== DATASET CONTENT ==
━━━━━━━━━━━━━━━━━━━━
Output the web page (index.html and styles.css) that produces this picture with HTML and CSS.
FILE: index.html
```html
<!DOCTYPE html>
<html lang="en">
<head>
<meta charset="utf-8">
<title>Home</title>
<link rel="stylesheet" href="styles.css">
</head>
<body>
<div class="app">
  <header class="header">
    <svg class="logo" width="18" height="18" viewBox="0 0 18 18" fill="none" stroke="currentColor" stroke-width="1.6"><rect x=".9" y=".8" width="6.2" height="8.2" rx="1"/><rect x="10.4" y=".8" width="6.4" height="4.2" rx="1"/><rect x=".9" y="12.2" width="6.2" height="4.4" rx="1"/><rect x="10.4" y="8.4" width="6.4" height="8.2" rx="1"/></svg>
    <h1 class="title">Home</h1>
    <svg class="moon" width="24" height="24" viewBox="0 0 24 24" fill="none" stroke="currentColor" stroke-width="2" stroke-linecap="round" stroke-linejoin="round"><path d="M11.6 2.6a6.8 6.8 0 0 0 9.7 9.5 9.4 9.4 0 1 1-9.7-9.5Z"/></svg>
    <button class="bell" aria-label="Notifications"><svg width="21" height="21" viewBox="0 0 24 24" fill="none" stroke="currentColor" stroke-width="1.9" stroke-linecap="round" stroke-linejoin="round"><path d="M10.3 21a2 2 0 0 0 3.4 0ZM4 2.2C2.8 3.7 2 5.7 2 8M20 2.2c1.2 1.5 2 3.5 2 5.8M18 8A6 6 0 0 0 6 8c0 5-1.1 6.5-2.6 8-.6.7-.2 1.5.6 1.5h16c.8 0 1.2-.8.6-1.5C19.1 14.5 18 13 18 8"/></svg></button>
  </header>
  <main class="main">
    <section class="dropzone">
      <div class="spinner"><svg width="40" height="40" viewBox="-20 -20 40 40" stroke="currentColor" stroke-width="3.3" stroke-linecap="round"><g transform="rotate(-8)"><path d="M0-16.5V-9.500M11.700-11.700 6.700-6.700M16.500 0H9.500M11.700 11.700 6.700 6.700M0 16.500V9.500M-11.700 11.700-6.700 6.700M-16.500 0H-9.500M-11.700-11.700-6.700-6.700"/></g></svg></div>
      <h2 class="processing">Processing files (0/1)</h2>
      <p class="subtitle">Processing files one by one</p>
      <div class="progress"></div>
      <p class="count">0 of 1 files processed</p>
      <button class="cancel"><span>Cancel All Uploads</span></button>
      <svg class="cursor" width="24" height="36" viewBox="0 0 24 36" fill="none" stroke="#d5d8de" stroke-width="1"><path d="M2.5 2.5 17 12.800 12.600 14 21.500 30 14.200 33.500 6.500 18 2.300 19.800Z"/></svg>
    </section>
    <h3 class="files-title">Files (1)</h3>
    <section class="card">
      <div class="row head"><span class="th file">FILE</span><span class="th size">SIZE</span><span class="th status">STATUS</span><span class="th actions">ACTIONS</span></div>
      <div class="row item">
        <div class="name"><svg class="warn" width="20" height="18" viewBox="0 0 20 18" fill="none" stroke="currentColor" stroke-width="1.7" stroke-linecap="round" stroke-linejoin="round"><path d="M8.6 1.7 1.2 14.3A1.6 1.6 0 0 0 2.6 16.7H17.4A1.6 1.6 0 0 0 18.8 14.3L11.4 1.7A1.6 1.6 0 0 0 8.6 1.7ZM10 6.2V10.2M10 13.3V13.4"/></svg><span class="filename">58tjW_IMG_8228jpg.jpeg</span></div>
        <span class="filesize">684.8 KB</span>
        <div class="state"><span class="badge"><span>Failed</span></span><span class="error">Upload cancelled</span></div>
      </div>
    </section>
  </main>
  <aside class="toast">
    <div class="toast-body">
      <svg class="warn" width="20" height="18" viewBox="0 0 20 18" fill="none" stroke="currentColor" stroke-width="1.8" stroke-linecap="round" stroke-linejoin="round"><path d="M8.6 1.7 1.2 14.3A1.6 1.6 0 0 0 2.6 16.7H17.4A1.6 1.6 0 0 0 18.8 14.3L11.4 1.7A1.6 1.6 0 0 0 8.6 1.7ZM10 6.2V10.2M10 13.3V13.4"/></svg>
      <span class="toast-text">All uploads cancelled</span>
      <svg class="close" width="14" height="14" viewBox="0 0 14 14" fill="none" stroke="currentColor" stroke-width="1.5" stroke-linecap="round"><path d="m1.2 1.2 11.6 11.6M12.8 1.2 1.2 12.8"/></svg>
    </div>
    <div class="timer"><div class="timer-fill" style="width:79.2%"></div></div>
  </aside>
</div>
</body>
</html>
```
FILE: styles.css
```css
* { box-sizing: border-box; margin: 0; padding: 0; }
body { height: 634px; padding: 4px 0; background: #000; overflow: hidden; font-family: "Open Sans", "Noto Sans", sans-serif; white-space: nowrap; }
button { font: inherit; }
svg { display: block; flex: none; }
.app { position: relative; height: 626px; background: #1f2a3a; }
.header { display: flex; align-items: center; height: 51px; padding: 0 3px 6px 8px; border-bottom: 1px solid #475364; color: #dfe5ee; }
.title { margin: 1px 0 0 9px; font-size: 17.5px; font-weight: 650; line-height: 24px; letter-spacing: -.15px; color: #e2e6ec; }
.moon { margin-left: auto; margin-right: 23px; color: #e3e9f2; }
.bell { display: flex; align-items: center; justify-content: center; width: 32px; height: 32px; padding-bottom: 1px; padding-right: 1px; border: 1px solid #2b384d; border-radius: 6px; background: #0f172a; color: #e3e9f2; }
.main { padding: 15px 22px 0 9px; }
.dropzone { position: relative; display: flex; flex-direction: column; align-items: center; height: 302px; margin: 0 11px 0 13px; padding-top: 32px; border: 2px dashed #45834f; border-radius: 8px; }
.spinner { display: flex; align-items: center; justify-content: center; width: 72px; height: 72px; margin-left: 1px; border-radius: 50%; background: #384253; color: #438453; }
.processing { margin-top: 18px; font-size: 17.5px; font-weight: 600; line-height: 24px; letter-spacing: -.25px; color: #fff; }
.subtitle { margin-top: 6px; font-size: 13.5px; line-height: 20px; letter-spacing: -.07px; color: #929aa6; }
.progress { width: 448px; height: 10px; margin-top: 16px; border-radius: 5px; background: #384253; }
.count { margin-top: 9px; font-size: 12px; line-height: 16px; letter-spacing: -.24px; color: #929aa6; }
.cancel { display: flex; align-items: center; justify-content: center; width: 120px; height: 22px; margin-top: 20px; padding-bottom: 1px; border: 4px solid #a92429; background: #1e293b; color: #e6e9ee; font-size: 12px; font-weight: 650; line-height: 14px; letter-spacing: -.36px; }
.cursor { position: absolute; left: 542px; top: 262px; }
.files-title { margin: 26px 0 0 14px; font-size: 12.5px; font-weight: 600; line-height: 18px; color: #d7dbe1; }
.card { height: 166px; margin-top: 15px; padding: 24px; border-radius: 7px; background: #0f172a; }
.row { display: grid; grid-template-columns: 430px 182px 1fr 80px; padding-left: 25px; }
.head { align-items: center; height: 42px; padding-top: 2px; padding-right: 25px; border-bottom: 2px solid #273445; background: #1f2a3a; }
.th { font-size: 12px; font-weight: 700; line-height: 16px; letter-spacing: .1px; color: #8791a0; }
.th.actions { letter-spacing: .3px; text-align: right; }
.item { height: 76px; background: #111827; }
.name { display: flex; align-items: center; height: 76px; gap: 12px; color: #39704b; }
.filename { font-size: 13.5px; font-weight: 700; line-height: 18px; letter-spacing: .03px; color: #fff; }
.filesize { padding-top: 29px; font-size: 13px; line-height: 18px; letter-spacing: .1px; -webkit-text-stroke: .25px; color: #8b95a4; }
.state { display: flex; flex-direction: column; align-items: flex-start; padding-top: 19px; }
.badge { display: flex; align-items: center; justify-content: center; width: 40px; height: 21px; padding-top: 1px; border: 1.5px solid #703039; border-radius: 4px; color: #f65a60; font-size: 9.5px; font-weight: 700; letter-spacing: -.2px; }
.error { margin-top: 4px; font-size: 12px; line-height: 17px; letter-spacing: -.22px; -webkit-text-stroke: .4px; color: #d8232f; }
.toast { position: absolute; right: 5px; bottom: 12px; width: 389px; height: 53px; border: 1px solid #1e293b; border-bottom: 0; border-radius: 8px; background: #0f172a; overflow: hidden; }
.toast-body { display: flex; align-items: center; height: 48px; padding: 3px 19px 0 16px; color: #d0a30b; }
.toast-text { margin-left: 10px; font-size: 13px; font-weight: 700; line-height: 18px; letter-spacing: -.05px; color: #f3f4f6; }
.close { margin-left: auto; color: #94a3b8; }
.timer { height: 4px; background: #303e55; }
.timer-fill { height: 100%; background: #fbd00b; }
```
━━━━━━━━━━━━━━━━━━━━
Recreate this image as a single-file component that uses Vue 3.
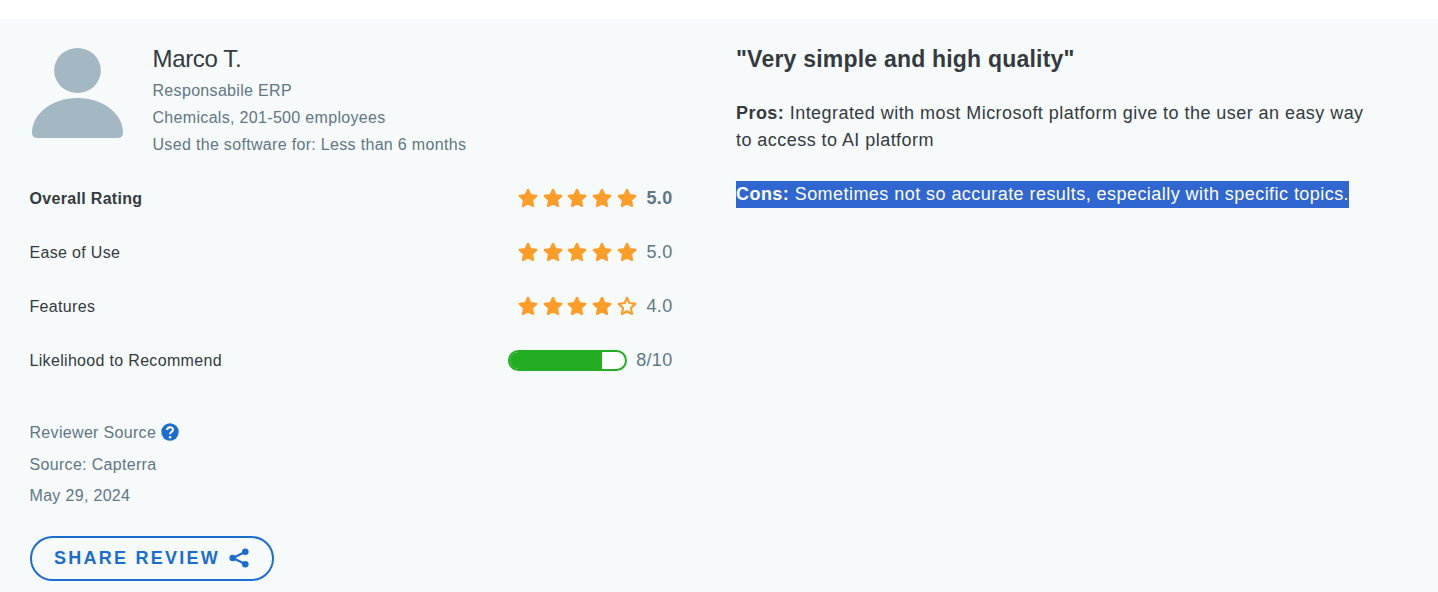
━━━━━━━━━━━━━━━━━━━━
== DIRECTIONS ==
Gather each line of the records holding the string "that".

== TASK ANSWER ==
Output the web page (index.html and styles.css) that produces this picture with HTML and CSS.
Recreate this image as a single-file component that uses Vue 3.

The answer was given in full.